A recent New York Times piece on a study that “found that more than 80 percent of [patient advocacy groups] accept funding from drug and medical-device companies” provides a case study of this approach to advocacy.
Patient groups are important voices in our health care system. They help ensure debates over medical treatment remain tied to the real world, patients can help regulators and health care professionals better understand the human trade-offs involved in treatments, and patients can report on the effects of drugs and devices in ways computers and modelling cannot. The importance of patients in health care is one reason their input was mandated in the 21st Century Cures Act, bipartisan legislation President Obama signed into law shortly before leaving office.
But there are lots of patients, and they suffer from lots of ailments. There are also lots of doctors, researchers, labs, and drug and device companies trying to cure those ailments. But there is a finite amount of money and time to devote to that research. There are also a finite number of people who can review that research to ensure the drugs and devices work. Who gets heard while others do not? Which diseases get marches and ribbon and ultimately treatments, and which get ignored? The answer determines how millions of people live, and can drive hundreds of millions of dollars to those who make the drugs and devices used in those treatments (the pharmaceutical giant Pfizer had nearly $50 billion in revenue in 2015).
One way to get to the front of the line for research dollars and drug approval is by lobbying the funders and reviewers directly — calling members of the House Appropriations Committee, researchers at the National Institutes of Health, and regulators at the Food and Drug Administration, and saying “fund this, research this, approve this.” Such an approach can work, but on its own has limited utility. It’s like saying “now that you’re at Disneyland, you should buy Mickey Mouse ears with your name on them” when the real power over a vacation is deciding to go to Anaheim rather than Yellowstone in the first place.
Enter the drug and device companies funding of patient groups. If those who determine funding, research, and approval are hearing about a specific disease they are more likely to be open to the company that can provide the cure. The challenge isn’t proving diseases are bad, it’s proving that this disease merits more attention than that disease — the challenge is one of focusing finite attention and funding toward and thus away from. As such, smart drug and device companies do not start by selling the cure, they start by selling the problem — a problem to which they happen to have a solution. They fund patient groups to raise the profile of children in desperate need, of families straining under the emotional and financial burdens of care-taking, and the hopeless fear of watching a loved one suffer from the condition the company can help cure — which is necessarily at the expense of another child and another family.

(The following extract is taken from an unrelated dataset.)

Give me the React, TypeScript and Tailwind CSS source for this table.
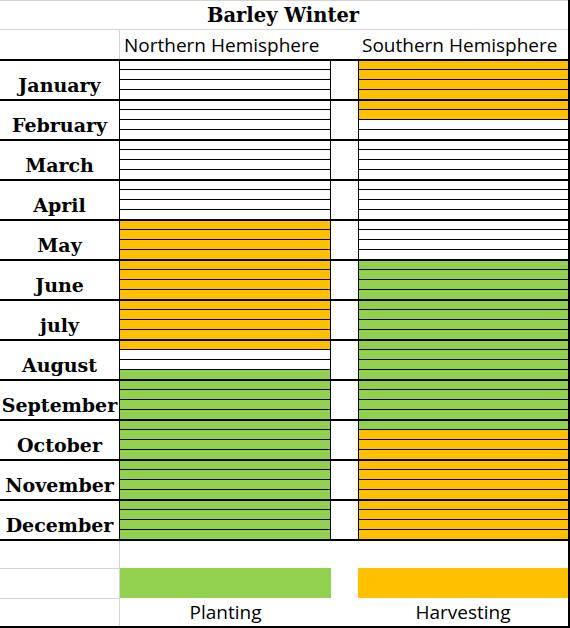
import React from 'react';

type Fill = 'w' | 'o' | 'g';

const MONTHS = [
  'January',
  'February',
  'March',
  'April',
  'May',
  'June',
  'july',
  'August',
  'September',
  'October',
  'November',
  'December',
];

// 4 sub-rows per month, top to bottom
const NORTH: Fill[] = (
  'wwww' + 'wwww' + 'wwww' + 'wwww' +
  'oooo' + 'oooo' + 'oooo' + 'owwg' +
  'gggg' + 'gggg' + 'gggg' + 'gggg'
).split('') as Fill[];

const SOUTH: Fill[] = (
  'oooo' + 'ooww' + 'wwww' + 'wwww' +
  'wwww' + 'gggg' + 'gggg' + 'gggg' +
  'gggg' + 'gooo' + 'oooo' + 'oooo'
).split('') as Fill[];

const fillClass = (f: Fill) =>
  f === 'o' ? 'bg-[#ffc000]' : f === 'g' ? 'bg-[#92d050]' : 'bg-white';

const serif = { fontFamily: '"DejaVu Serif", serif' };
const sans = { fontFamily: '"Open Sans", sans-serif' };

const Bars: React.FC<{ cells: Fill[] }> = ({ cells }) => (
  <div className="flex flex-col">
    {cells.map((c, i) => (
      <div
        key={i}
        className={`${fillClass(c)} ${i === 0 ? 'h-[8px]' : 'h-[10px] border-t border-black'}`}
      />
    ))}
  </div>
);

export default function App() {
  return (
    <div className="w-[570px] h-[628px] bg-white border-r-2 border-b-2 border-black text-black overflow-hidden">
      {/* Title */}
      <div className="h-[30px] border-t border-b border-[#d4d4d4] flex items-end justify-center pb-[4px] pr-[2px]">
        <span className="font-bold text-[19.5px] leading-none" style={serif}>
          Barley Winter
        </span>
      </div>

      {/* Hemisphere headers */}
      <div className="h-[29px] flex" style={sans}>
        <div className="w-[120px] border-r border-[#d4d4d4]" />
        <div className="w-[238px] pl-[4px] flex items-end pb-[4px] text-[19px] leading-none">
          Northern Hemisphere
        </div>
        <div className="w-[210px] pl-[4px] flex items-end pb-[4px] text-[19px] leading-none">
          Southern Hemisphere
        </div>
      </div>

      {/* Months */}
      {MONTHS.map((m, mi) => (
        <div key={m} className="h-[40px] border-t-2 border-black flex">
          <div
            className="w-[119px] flex items-end justify-center pb-[4px] font-bold text-[19px] leading-none"
            style={serif}
          >
            {m}
          </div>
          <div className="w-[212px] border-l border-r border-black">
            <Bars cells={NORTH.slice(mi * 4, mi * 4 + 4)} />
          </div>
          <div className="w-[27px]" />
          <div className="w-[210px] border-l border-black">
            <Bars cells={SOUTH.slice(mi * 4, mi * 4 + 4)} />
          </div>
        </div>
      ))}

      {/* Blank row */}
      <div className="h-[29px] border-t-2 border-black flex">
        <div className="w-[120px] border-r border-[#d4d4d4]" />
      </div>

      {/* Legend colours */}
      <div className="h-[30px] flex">
        <div className="w-[120px] border-r border-t border-[#d4d4d4]" />
        <div className="w-[211px] bg-[#92d050]" />
        <div className="w-[27px]" />
        <div className="w-[210px] bg-[#ffc000]" />
      </div>

      {/* Legend labels */}
      <div className="h-[28px] flex text-[19px] leading-none" style={sans}>
        <div className="w-[120px] border-r border-t border-[#d4d4d4]" />
        <div className="w-[211px] flex items-end justify-center pb-[4px]">Planting</div>
        <div className="w-[27px]" />
        <div className="w-[210px] flex items-end justify-center pb-[4px]">Harvesting</div>
      </div>
    </div>
  );
}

The suffering is real. The fear is honest. The pain and burdens true. But policymakers cannot pay attention to all suffering, burdens, fears, and pain. Recognizing that time and attention are zero-sum, smart drug and device companies invest in drawing that attention to medical conditions to which they have promising responses. Some of that attention is drawn through the patient groups the companies help fund. Having secured that attention, the companies don’t need to sell their cures, that their cures will be purchased is nearly a foregone conclusion. The first time you go to Disneyland, you buy mouse ears with your name embroidered on them, Disney doesn’t have to sell them to you because you already bought the ticket to their theme park rather than going on a hike.